Data extract =
┄┄┄┄┄┄┄┄┄┄
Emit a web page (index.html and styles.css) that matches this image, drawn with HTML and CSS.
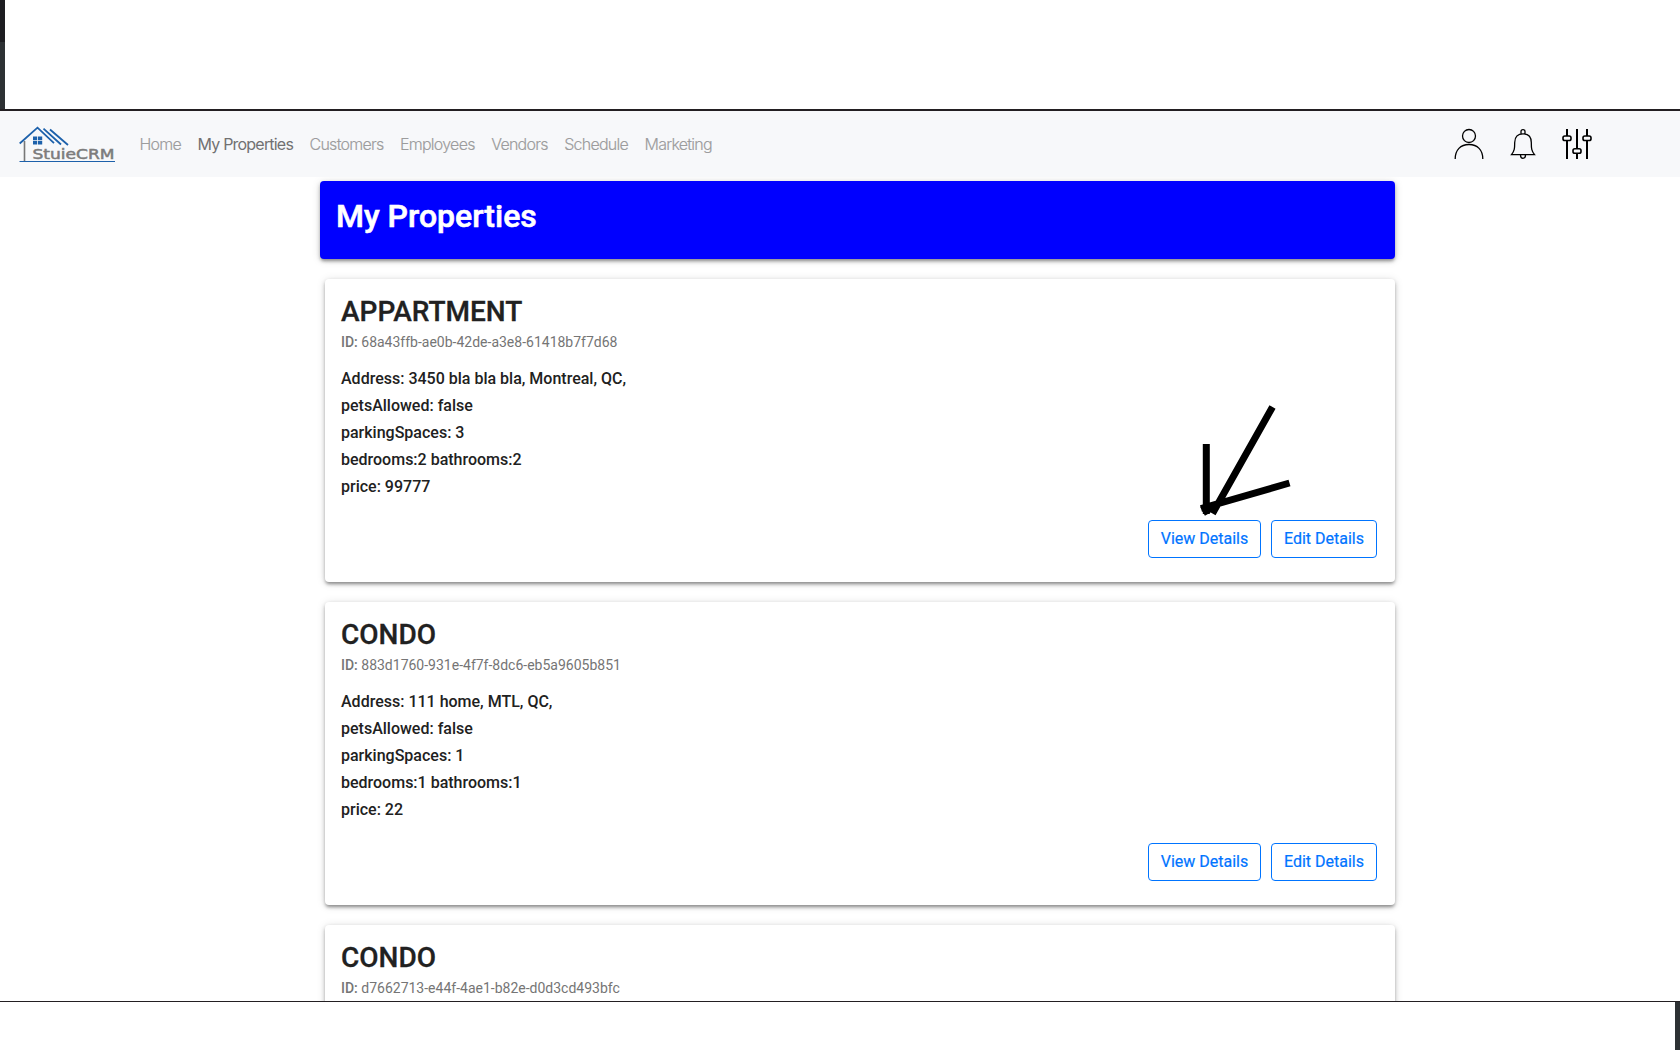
FILE: index.html
```html
<!DOCTYPE html>
<html lang="en">
<head>
<meta charset="utf-8">
<title>StuieCRM - My Properties</title>
<link rel="stylesheet" href="styles.css">
</head>
<body>
<div class="top-strip"></div>
<nav class="navbar">
  <svg class="logo" width="96" height="36" viewBox="0 0 96 36">
    <path d="M5.500 15V35" stroke="#777" stroke-width="1.600" fill="none"/>
    <path d="M.7 17.500 18.500 1.600 35 17.200M24.500 2.600 42 18.500M31 3.500 49 19" stroke="#1d61ab" stroke-width="1.800" fill="none"/>
    <path d="M14 10.500h4.200v3.700H14zM19 10.500h4.200v3.700H19zM14 15h4.200v3.500H14zM19 15h4.200v3.500H19z" fill="#1d61ab"/>
    <text x="13.500" y="32.500" textLength="82" lengthAdjust="spacingAndGlyphs" class="logo-text">StuieCRM</text>
    <path d="M.5 35.500H96" stroke="#1d61ab" stroke-width="1.200"/>
  </svg>
  <ul class="links">
    <li>Home</li>
    <li class="active">My Properties</li>
    <li>Customers</li>
    <li>Employees</li>
    <li>Vendors</li>
    <li>Schedule</li>
    <li>Marketing</li>
  </ul>
  <div class="tools">
    <svg width="30" height="32" viewBox="0 0 30 32" fill="none" stroke="#000" stroke-width="1.300"><circle cx="15" cy="8" r="6.500"/><path d="M1.200 31C1.200 22 6.500 16.500 15 16.500S28.800 22 28.800 31"/></svg>
    <svg width="26" height="32" viewBox="0 0 26 32" fill="none" stroke="#000" stroke-width="1.300"><path d="M11 5.500V3.500Q11 1.600 13 1.600T15 3.500V5.500M1.500 26.700C4.500 23 4.700 20.500 4.700 14.500 4.700 8.500 8 5.800 13 5.800S21.300 8.500 21.300 14.500C21.300 20.500 21.500 23 24.500 26.700ZM10.500 27Q10.500 30.300 13 30.300T15.500 27"/></svg>
    <svg width="30" height="32" viewBox="0 0 30 32" fill="#f7f8fa" stroke="#000" stroke-width="2"><path d="M5 1V31M15 1V31M25 1V31"/><g stroke-width="1.600"><rect x="1" y="8" width="8" height="4.500" rx="1.800"/><rect x="11" y="20.700" width="8" height="4.500" rx="1.800"/><rect x="21" y="8" width="8" height="4.500" rx="1.800"/></g></svg>
  </div>
</nav>
<main class="content">
  <header class="banner"><h1>My Properties</h1></header>
  <section class="card">
    <h2>APPARTMENT</h2>
    <p class="ident"><b>ID:</b> 68a43ffb-ae0b-42de-a3e8-61418b7f7d68</p>
    <div class="facts"><p>Address: 3450 bla bla bla, Montreal, QC,</p><p>petsAllowed: false</p><p>parkingSpaces: 3</p><p>bedrooms:2 bathrooms:2</p><p>price: 99777</p></div>
    <div class="actions"><button class="view">View Details</button><button>Edit Details</button></div>
    <svg class="arrow" width="92" height="112" viewBox="0 0 92 112" stroke="#000" stroke-width="7" fill="none"><path d="M72.500 2 12.500 108.500M6.300 39V109M1 103.500 89.500 78M3 100 8 109M6 104 14 104"/></svg>
  </section>
  <section class="card">
    <h2>CONDO</h2>
    <p class="ident"><b>ID:</b> 883d1760-931e-4f7f-8dc6-eb5a9605b851</p>
    <div class="facts"><p>Address: 111 home, MTL, QC,</p><p>petsAllowed: false</p><p>parkingSpaces: 1</p><p>bedrooms:1 bathrooms:1</p><p>price: 22</p></div>
    <div class="actions"><button class="view">View Details</button><button>Edit Details</button></div>
  </section>
  <section class="card">
    <h2>CONDO</h2>
    <p class="ident"><b>ID:</b> d7662713-e44f-4ae1-b82e-d0d3cd493bfc</p>
  </section>
</main>
<footer class="bottom-strip"></footer>
</body>
</html>
```
FILE: styles.css
```css
* { box-sizing: border-box; }
body {
  margin: 0;
  height: 1050px;
  display: flex;
  flex-direction: column;
  overflow: hidden;
  background: #fff;
  color: #212121;
  font-family: Roboto, sans-serif;
}
h1, h2, p, ul { margin: 0; padding: 0; }
.top-strip {
  flex: none;
  height: 111px;
  border-bottom: 2px solid #231f22;
  background: linear-gradient(#1d1d21 42px, #2d3134 42px) left / 5px 100% no-repeat;
}
.navbar {
  flex: none;
  display: flex;
  align-items: center;
  height: 66px;
  padding: 0 88px 0 19px;
  background: #f7f8fa;
}
.logo-text {
  font: 400 14px "DejaVu Sans", sans-serif;
  fill: #7c7c7c;
  stroke: #7c7c7c;
  stroke-width: .5px;
}
.links {
  display: flex;
  gap: 16.5px;
  margin-left: 24.5px;
  list-style: none;
  font: 300 16px/24px Inter, sans-serif;
  letter-spacing: -0.75px;
  color: #9c9c9d;
  -webkit-text-stroke: .15px;
}
.links .active { color: #717172; letter-spacing: -0.8px; font-weight: 400; -webkit-text-stroke: 0; }
.tools {
  display: flex;
  gap: 26px;
  margin-left: auto;
}
.content {
  height: 824px;
  width: 1115px;
  margin-left: 300px;
  padding: 4px 20px 0;
  overflow: hidden;
}
.banner, .card {
  border-radius: 4px;
  box-shadow: 0 3px 3px -1px rgba(0,0,0,.25), 0 2px 4px rgba(0,0,0,.22), 0 1px 10px rgba(0,0,0,.12);
}
.banner {
  height: 78px;
  padding: 16px;
  background: #00f;
  color: #fff;
}
h1 { font-size: 32px; line-height: 38px; font-weight: 500; -webkit-text-stroke: .6px; }
.card {
  position: relative;
  height: 303px;
  margin: 20px 0 0 5px;
  padding: 17px 16px 16px;
  background: #fff;
}
h2 { font-size: 28px; line-height: 32px; font-weight: 500; -webkit-text-stroke: .3px; }
.ident { margin-top: 4px; font-size: 14px; line-height: 20px; color: #757575; }
.ident b { font-weight: 500; }
.facts { margin-top: 13px; font-size: 16px; line-height: 27px; font-weight: 500; }
.actions {
  display: flex;
  justify-content: flex-end;
  gap: 10px;
  margin: 20px 2px 0;
}
button {
  width: 106px;
  height: 38px;
  padding: 0;
  border: 1px solid #0074ff;
  border-radius: 4px;
  background: #fff;
  color: #0074ff;
  font: 400 16px/24px Roboto, sans-serif;
  -webkit-text-stroke: .2px;
}
.view { width: 113px; }
.arrow { position: absolute; left: 875px; top: 126px; }
.bottom-strip {
  flex: none;
  height: 49px;
  border-top: 1px solid #231f22;
  background: linear-gradient(#2d3134, #2d3134) right / 5px 100% no-repeat;
}
```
┄┄┄┄┄┄┄┄┄┄
Problem details =
Reproduce the whole listing word for word, setting aside any pictures.

Result =
Emit a web page (index.html and styles.css) that matches this image, drawn with HTML and CSS.
FILE: index.html
```html
<!DOCTYPE html>
<html lang="en">
<head>
<meta charset="utf-8">
<title>StuieCRM - My Properties</title>
<link rel="stylesheet" href="styles.css">
</head>
<body>
<div class="top-strip"></div>
<nav class="navbar">
  <svg class="logo" width="96" height="36" viewBox="0 0 96 36">
    <path d="M5.500 15V35" stroke="#777" stroke-width="1.600" fill="none"/>
    <path d="M.7 17.500 18.500 1.600 35 17.200M24.500 2.600 42 18.500M31 3.500 49 19" stroke="#1d61ab" stroke-width="1.800" fill="none"/>
    <path d="M14 10.500h4.200v3.700H14zM19 10.500h4.200v3.700H19zM14 15h4.200v3.500H14zM19 15h4.200v3.500H19z" fill="#1d61ab"/>
    <text x="13.500" y="32.500" textLength="82" lengthAdjust="spacingAndGlyphs" class="logo-text">StuieCRM</text>
    <path d="M.5 35.500H96" stroke="#1d61ab" stroke-width="1.200"/>
  </svg>
  <ul class="links">
    <li>Home</li>
    <li class="active">My Properties</li>
    <li>Customers</li>
    <li>Employees</li>
    <li>Vendors</li>
    <li>Schedule</li>
    <li>Marketing</li>
  </ul>
  <div class="tools">
    <svg width="30" height="32" viewBox="0 0 30 32" fill="none" stroke="#000" stroke-width="1.300"><circle cx="15" cy="8" r="6.500"/><path d="M1.200 31C1.200 22 6.500 16.500 15 16.500S28.800 22 28.800 31"/></svg>
    <svg width="26" height="32" viewBox="0 0 26 32" fill="none" stroke="#000" stroke-width="1.300"><path d="M11 5.500V3.500Q11 1.600 13 1.600T15 3.500V5.500M1.500 26.700C4.500 23 4.700 20.500 4.700 14.500 4.700 8.500 8 5.800 13 5.800S21.300 8.500 21.300 14.500C21.300 20.500 21.500 23 24.500 26.700ZM10.500 27Q10.500 30.300 13 30.300T15.500 27"/></svg>
    <svg width="30" height="32" viewBox="0 0 30 32" fill="#f7f8fa" stroke="#000" stroke-width="2"><path d="M5 1V31M15 1V31M25 1V31"/><g stroke-width="1.600"><rect x="1" y="8" width="8" height="4.500" rx="1.800"/><rect x="11" y="20.700" width="8" height="4.500" rx="1.800"/><rect x="21" y="8" width="8" height="4.500" rx="1.800"/></g></svg>
  </div>
</nav>
<main class="content">
  <header class="banner"><h1>My Properties</h1></header>
  <section class="card">
    <h2>APPARTMENT</h2>
    <p class="ident"><b>ID:</b> 68a43ffb-ae0b-42de-a3e8-61418b7f7d68</p>
    <div class="facts"><p>Address: 3450 bla bla bla, Montreal, QC,</p><p>petsAllowed: false</p><p>parkingSpaces: 3</p><p>bedrooms:2 bathrooms:2</p><p>price: 99777</p></div>
    <div class="actions"><button class="view">View Details</button><button>Edit Details</button></div>
    <svg class="arrow" width="92" height="112" viewBox="0 0 92 112" stroke="#000" stroke-width="7" fill="none"><path d="M72.500 2 12.500 108.500M6.300 39V109M1 103.500 89.500 78M3 100 8 109M6 104 14 104"/></svg>
  </section>
  <section class="card">
    <h2>CONDO</h2>
    <p class="ident"><b>ID:</b> 883d1760-931e-4f7f-8dc6-eb5a9605b851</p>
    <div class="facts"><p>Address: 111 home, MTL, QC,</p><p>petsAllowed: false</p><p>parkingSpaces: 1</p><p>bedrooms:1 bathrooms:1</p><p>price: 22</p></div>
    <div class="actions"><button class="view">View Details</button><button>Edit Details</button></div>
  </section>
  <section class="card">
    <h2>CONDO</h2>
    <p class="ident"><b>ID:</b> d7662713-e44f-4ae1-b82e-d0d3cd493bfc</p>
  </section>
</main>
<footer class="bottom-strip"></footer>
</body>
</html>
```
FILE: styles.css
```css
* { box-sizing: border-box; }
body {
  margin: 0;
  height: 1050px;
  display: flex;
  flex-direction: column;
  overflow: hidden;
  background: #fff;
  color: #212121;
  font-family: Roboto, sans-serif;
}
h1, h2, p, ul { margin: 0; padding: 0; }
.top-strip {
  flex: none;
  height: 111px;
  border-bottom: 2px solid #231f22;
  background: linear-gradient(#1d1d21 42px, #2d3134 42px) left / 5px 100% no-repeat;
}
.navbar {
  flex: none;
  display: flex;
  align-items: center;
  height: 66px;
  padding: 0 88px 0 19px;
  background: #f7f8fa;
}
.logo-text {
  font: 400 14px "DejaVu Sans", sans-serif;
  fill: #7c7c7c;
  stroke: #7c7c7c;
  stroke-width: .5px;
}
.links {
  display: flex;
  gap: 16.5px;
  margin-left: 24.5px;
  list-style: none;
  font: 300 16px/24px Inter, sans-serif;
  letter-spacing: -0.75px;
  color: #9c9c9d;
  -webkit-text-stroke: .15px;
}
.links .active { color: #717172; letter-spacing: -0.8px; font-weight: 400; -webkit-text-stroke: 0; }
.tools {
  display: flex;
  gap: 26px;
  margin-left: auto;
}
.content {
  height: 824px;
  width: 1115px;
  margin-left: 300px;
  padding: 4px 20px 0;
  overflow: hidden;
}
.banner, .card {
  border-radius: 4px;
  box-shadow: 0 3px 3px -1px rgba(0,0,0,.25), 0 2px 4px rgba(0,0,0,.22), 0 1px 10px rgba(0,0,0,.12);
}
.banner {
  height: 78px;
  padding: 16px;
  background: #00f;
  color: #fff;
}
h1 { font-size: 32px; line-height: 38px; font-weight: 500; -webkit-text-stroke: .6px; }
.card {
  position: relative;
  height: 303px;
  margin: 20px 0 0 5px;
  padding: 17px 16px 16px;
  background: #fff;
}
h2 { font-size: 28px; line-height: 32px; font-weight: 500; -webkit-text-stroke: .3px; }
.ident { margin-top: 4px; font-size: 14px; line-height: 20px; color: #757575; }
.ident b { font-weight: 500; }
.facts { margin-top: 13px; font-size: 16px; line-height: 27px; font-weight: 500; }
.actions {
  display: flex;
  justify-content: flex-end;
  gap: 10px;
  margin: 20px 2px 0;
}
button {
  width: 106px;
  height: 38px;
  padding: 0;
  border: 1px solid #0074ff;
  border-radius: 4px;
  background: #fff;
  color: #0074ff;
  font: 400 16px/24px Roboto, sans-serif;
  -webkit-text-stroke: .2px;
}
.view { width: 113px; }
.arrow { position: absolute; left: 875px; top: 126px; }
.bottom-strip {
  flex: none;
  height: 49px;
  border-top: 1px solid #231f22;
  background: linear-gradient(#2d3134, #2d3134) right / 5px 100% no-repeat;
}
```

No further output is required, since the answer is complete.